Within the material below, find each line bearing the word "styles" and present it.
####
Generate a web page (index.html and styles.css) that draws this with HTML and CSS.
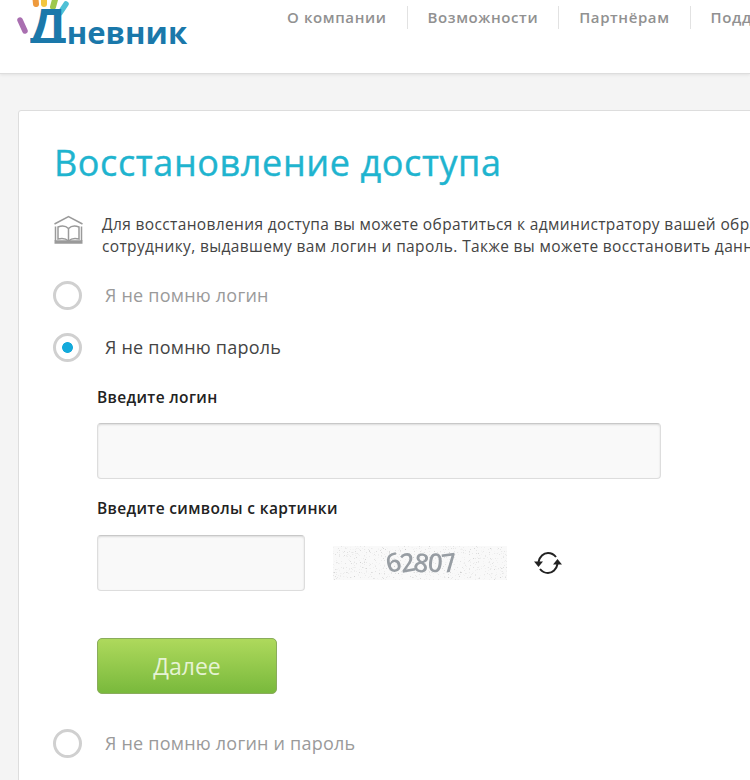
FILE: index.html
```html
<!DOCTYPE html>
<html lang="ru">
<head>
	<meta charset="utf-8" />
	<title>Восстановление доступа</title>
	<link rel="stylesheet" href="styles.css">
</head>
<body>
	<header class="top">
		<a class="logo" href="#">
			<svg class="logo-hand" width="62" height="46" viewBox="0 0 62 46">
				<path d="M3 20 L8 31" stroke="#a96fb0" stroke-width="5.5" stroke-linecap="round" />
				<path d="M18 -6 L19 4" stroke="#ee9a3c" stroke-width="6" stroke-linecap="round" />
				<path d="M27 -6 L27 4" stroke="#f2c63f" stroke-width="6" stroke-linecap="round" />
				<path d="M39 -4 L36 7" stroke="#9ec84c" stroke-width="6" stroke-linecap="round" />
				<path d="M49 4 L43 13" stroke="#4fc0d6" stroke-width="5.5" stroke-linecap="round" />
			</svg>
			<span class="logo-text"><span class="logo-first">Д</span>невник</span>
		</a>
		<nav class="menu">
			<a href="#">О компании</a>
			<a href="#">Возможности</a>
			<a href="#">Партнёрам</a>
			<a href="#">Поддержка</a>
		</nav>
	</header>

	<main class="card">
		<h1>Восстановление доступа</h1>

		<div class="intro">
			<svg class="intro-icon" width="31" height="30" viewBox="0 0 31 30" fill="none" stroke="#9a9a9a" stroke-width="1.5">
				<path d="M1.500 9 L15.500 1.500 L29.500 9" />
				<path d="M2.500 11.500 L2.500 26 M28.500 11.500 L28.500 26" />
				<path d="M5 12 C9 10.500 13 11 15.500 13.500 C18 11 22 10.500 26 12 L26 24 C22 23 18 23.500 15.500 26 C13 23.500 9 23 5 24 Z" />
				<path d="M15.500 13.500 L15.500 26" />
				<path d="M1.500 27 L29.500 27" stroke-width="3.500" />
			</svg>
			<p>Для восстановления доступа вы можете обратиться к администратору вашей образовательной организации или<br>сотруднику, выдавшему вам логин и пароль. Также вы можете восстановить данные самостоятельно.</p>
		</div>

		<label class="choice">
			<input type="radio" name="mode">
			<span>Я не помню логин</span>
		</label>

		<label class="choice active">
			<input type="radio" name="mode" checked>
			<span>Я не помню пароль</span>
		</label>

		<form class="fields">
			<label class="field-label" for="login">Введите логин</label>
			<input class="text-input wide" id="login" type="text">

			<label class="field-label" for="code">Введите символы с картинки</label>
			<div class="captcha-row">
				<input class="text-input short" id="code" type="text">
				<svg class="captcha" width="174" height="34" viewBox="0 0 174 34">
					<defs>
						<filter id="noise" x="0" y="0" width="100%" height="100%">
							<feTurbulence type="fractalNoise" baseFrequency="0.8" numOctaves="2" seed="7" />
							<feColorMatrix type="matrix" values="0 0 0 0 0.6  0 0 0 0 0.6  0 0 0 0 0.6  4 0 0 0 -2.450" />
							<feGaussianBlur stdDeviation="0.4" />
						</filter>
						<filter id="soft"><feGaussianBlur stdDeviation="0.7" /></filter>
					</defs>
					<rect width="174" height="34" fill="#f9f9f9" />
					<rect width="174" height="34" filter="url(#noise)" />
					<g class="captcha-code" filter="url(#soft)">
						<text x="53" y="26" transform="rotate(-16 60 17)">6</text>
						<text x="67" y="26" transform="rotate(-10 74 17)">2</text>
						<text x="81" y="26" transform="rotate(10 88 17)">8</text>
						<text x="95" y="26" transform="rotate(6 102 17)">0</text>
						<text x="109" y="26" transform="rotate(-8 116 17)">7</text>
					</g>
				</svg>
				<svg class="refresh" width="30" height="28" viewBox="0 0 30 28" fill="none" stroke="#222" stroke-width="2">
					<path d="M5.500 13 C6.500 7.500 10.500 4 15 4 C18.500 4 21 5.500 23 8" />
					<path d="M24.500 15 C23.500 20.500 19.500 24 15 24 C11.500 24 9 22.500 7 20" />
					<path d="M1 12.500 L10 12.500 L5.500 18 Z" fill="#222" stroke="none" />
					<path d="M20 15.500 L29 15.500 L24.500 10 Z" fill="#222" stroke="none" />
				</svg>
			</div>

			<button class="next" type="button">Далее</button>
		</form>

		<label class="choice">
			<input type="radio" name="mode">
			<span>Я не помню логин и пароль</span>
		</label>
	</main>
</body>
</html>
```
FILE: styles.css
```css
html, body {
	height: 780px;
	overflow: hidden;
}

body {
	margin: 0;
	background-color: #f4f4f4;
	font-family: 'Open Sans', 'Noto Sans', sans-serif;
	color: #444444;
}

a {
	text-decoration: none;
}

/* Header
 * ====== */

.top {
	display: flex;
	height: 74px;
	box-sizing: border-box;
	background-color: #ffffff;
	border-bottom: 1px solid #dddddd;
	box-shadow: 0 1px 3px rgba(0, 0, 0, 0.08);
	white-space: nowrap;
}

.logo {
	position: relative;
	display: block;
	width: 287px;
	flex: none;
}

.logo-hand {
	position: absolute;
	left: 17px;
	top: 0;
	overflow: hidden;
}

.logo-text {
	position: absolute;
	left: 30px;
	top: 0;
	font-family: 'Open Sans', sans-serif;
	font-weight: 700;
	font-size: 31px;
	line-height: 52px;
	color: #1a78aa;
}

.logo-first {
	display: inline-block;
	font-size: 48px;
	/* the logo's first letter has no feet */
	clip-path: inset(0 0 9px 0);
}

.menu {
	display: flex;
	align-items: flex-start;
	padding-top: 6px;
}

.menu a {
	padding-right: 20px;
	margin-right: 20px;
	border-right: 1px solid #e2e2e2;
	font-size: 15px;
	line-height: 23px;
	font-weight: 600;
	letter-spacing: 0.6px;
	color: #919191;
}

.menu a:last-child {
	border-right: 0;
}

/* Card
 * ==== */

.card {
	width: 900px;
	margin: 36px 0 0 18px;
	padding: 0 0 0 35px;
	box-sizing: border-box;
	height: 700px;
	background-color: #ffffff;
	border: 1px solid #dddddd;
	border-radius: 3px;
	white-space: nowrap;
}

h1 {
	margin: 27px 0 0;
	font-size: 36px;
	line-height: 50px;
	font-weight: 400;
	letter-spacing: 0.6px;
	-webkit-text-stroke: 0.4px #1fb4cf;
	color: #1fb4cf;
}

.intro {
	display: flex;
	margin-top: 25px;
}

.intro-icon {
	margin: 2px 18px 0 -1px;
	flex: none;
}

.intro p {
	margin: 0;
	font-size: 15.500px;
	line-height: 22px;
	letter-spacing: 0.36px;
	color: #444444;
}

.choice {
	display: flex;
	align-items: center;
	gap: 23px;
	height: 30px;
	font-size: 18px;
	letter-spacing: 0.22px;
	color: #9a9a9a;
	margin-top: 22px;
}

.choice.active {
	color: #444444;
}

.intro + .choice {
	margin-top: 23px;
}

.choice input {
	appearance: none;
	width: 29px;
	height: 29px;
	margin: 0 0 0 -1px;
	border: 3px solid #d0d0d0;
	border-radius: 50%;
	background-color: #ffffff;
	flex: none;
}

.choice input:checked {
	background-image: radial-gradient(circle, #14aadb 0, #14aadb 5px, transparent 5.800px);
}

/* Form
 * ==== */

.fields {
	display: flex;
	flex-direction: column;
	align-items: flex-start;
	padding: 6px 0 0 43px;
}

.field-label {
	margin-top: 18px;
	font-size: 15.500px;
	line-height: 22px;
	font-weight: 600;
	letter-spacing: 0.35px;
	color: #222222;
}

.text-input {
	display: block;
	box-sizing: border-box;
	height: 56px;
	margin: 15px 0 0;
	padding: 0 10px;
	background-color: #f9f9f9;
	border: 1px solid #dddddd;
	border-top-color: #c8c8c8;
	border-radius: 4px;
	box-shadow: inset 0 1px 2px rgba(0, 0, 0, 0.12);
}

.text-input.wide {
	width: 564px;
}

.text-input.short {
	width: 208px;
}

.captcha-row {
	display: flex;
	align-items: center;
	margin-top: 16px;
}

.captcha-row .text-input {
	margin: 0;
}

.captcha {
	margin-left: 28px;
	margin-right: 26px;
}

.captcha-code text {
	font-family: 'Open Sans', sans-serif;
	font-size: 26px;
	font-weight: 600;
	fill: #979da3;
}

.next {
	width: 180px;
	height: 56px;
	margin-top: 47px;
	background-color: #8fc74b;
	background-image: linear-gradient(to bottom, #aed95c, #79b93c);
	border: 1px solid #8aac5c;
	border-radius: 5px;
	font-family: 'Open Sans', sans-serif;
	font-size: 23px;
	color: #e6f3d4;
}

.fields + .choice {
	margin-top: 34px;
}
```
####
• _THE OUTPUT_
Generate a web page (index.html and styles.css) that draws this with HTML and CSS.
	<link rel="stylesheet" href="styles.css">
FILE: styles.css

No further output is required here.